A series of tough new U.S. tax laws, designed to root out Americans hiding money offshore, is suddenly prompting many expatriates to consider the ultimate act of national repudiation – becoming un-American. In a move set for 2014, the U.S. Internal Revenue Service will require foreign financial institutions to identify all accounts held by Americans. Many Canadian banks and brokers are already starting to document customers with suspected ties to the U.S.

That's put many of the roughly one million Americans living in Canada in a strange limbo – afraid of breaking the law, but even more fearful of the potentially enormous cost of coming out of the shadows.

The situation is akin to the Eagles' Hotel California: You can check out any time you like, but you can never leave.

“If I didn't care about having money, it wouldn't be an issue,” explained Dave (not his real name), who came to Toronto as a student in the 1970s and stayed.

“But it would be financially ruinous. To renounce my citizenship would mean losing half the money I've ever had, for no good reason.”

Dave is now in his mid-50s and married to another American. He became a Canadian citizen in the 1990s, started a family and built a successful career as a communications consultant. And he has dutifully paid taxes in Canada ever since. Now, though, he's angry and frustrated that his country of birth won't leave him alone, but is unwilling to speak publicly for fear of being exposed – and taxed.

The catch lies in the fact that, unlike virtually every other country, the United States requires its citizens to file tax reports with the IRS on their worldwide income every year, regardless of where they live. That means annual filings with the IRS as well as in Canada. If you've been dutifully paying taxes in Canada, you may not owe much because the U.S. credits individuals for what they've already paid. But the IRS won't overlook the steep penalties for not filing – and it can reach back years to collect.
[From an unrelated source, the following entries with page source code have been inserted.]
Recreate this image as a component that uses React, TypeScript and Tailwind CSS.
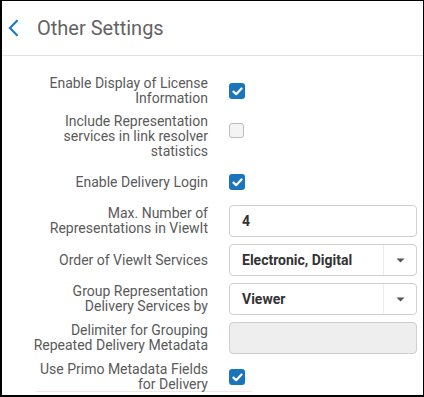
import React from "react";

const labelCls =
  "w-[176px] ml-[30px] min-h-[32px] flex items-center justify-end text-right text-[14px] leading-[15px] text-[#5a5a5a]";

function Check({ checked }: { checked: boolean }) {
  return checked ? (
    <div className="w-[16px] h-[16px] rounded-[3px] bg-[#1b75bb] flex items-center justify-center">
      <svg width="11" height="9" viewBox="0 0 11 9">
        <path d="M1.5 4.6 L4.2 7.2 L9.5 1.5" fill="none" stroke="#fff" strokeWidth="2.2" strokeLinecap="round" strokeLinejoin="round" />
      </svg>
    </div>
  ) : (
    <div className="w-[15px] h-[15px] rounded-[3px] bg-[#f4f4f4] border border-[#bcbcbc]" />
  );
}

function Row({ label, children }: { label: React.ReactNode; children: React.ReactNode }) {
  return (
    <div className="flex items-start">
      <div className={labelCls}>{label}</div>
      <div className="ml-[21px] w-[188px] h-[32px] flex items-center">{children}</div>
    </div>
  );
}

function TextBox({ value, disabled }: { value?: string; disabled?: boolean }) {
  return (
    <div
      className={
        "w-full h-[32px] rounded-[4px] border border-[#cfcfcf] flex items-center pl-[12px] text-[14px] font-bold text-[#333] " +
        (disabled ? "bg-[#eeeeee]" : "bg-white")
      }
    >
      {value}
    </div>
  );
}

function SelectBox({ value }: { value: string }) {
  return (
    <div className="w-full h-[32px] rounded-[4px] border border-[#cfcfcf] bg-white flex items-stretch text-[14px] font-bold text-[#333]">
      <div className="flex-1 flex items-center pl-[12px]">{value}</div>
      <div className="w-[33px] border-l border-[#ececec] flex items-center justify-center">
        <svg width="9" height="5" viewBox="0 0 9 5">
          <path d="M0.5 0.5 L8.5 0.5 L4.5 4.5 Z" fill="#555" />
        </svg>
      </div>
    </div>
  );
}

export default function App() {
  return (
    <div
      className="w-[424px] h-[397px] overflow-hidden bg-white border-black border-t border-r border-l-2 border-b-2"
      style={{ fontFamily: "Roboto, 'Liberation Sans', sans-serif" }}
    >
      <div className="h-[55px] border-b border-[#e2e2e2] flex items-center">
        <svg className="ml-[6px]" width="11" height="18" viewBox="0 0 11 18">
          <path d="M9.5 1.2 L2 9 L9.5 16.8" fill="none" stroke="#1f7bc1" strokeWidth="2.2" />
        </svg>
        <span className="ml-[18px] text-[20px] leading-[24px] text-[#636363]">Other Settings</span>
      </div>
      <div className="pt-[19px] flex flex-col gap-[7px]">
        <Row label={<span>Enable Display of License Information</span>}>
          <Check checked />
        </Row>
        <Row label={<span>Include Representation services in link resolver statistics</span>}>
          <Check checked={false} />
        </Row>
        <Row label={<span>Enable Delivery Login</span>}>
          <Check checked />
        </Row>
        <Row label={<span>Max. Number of Representations in ViewIt</span>}>
          <TextBox value="4" />
        </Row>
        <Row label={<span>Order of ViewIt Services</span>}>
          <SelectBox value="Electronic, Digital" />
        </Row>
        <Row label={<span>Group Representation Delivery Services by</span>}>
          <SelectBox value="Viewer" />
        </Row>
        <Row label={<span>Delimiter for Grouping Repeated Delivery Metadata</span>}>
          <TextBox disabled />
        </Row>
        <div>
          <Row label={<span>Use Primo Metadata Fields for Delivery</span>}>
            <Check checked />
          </Row>
          <div className="mt-[-2px] ml-[34px] w-[216px] h-px bg-[#f9e3e3]" />
        </div>
      </div>
    </div>
  );
}
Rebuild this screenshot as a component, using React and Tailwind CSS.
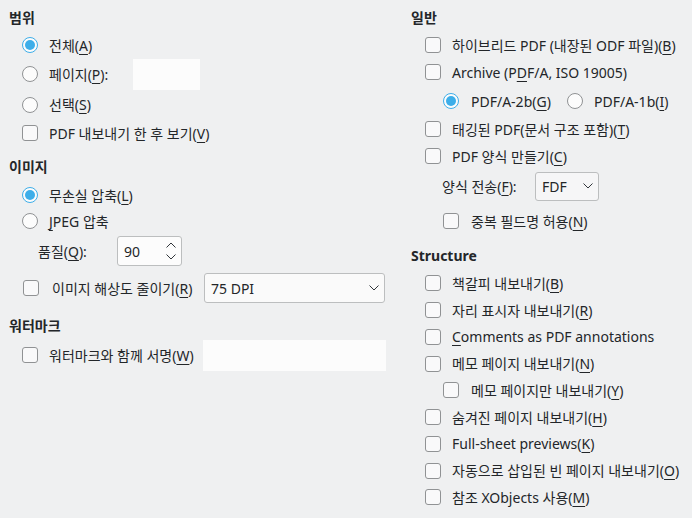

Canada is believed to be home to more U.S. expats and dual citizens than any other country. And like Dave, an untold number of them long ago stopped filing U.S. taxes as required, willfully ignoring the law or wrongly assuming they had renounced their citizenship by becoming Canadian.

Not so. Americans are Americans until the U.S. government officially says they're not.

That has put tens – perhaps hundreds – of thousands of people like Dave in a sort of trap. On a recent trip to the United States, a border guard noticed his U.S. birth in his Canadian passport. And by law that means he's required to enter and leave the United States on a U.S. passport, as the guard pointed out.

But getting a U.S. passport would almost certainly force him to come clean with the IRS. And that would mean years of back taxes, possible penalties and an obligation to file taxes in the U.S. for the rest of his life.

“I'm feeling a terrible sense of insecurity,” Dave acknowledged. “I resent being made to feel dishonest. If there was a way to deal with this reasonably, I would. I'd like to leave my citizenship behind, but I can't.”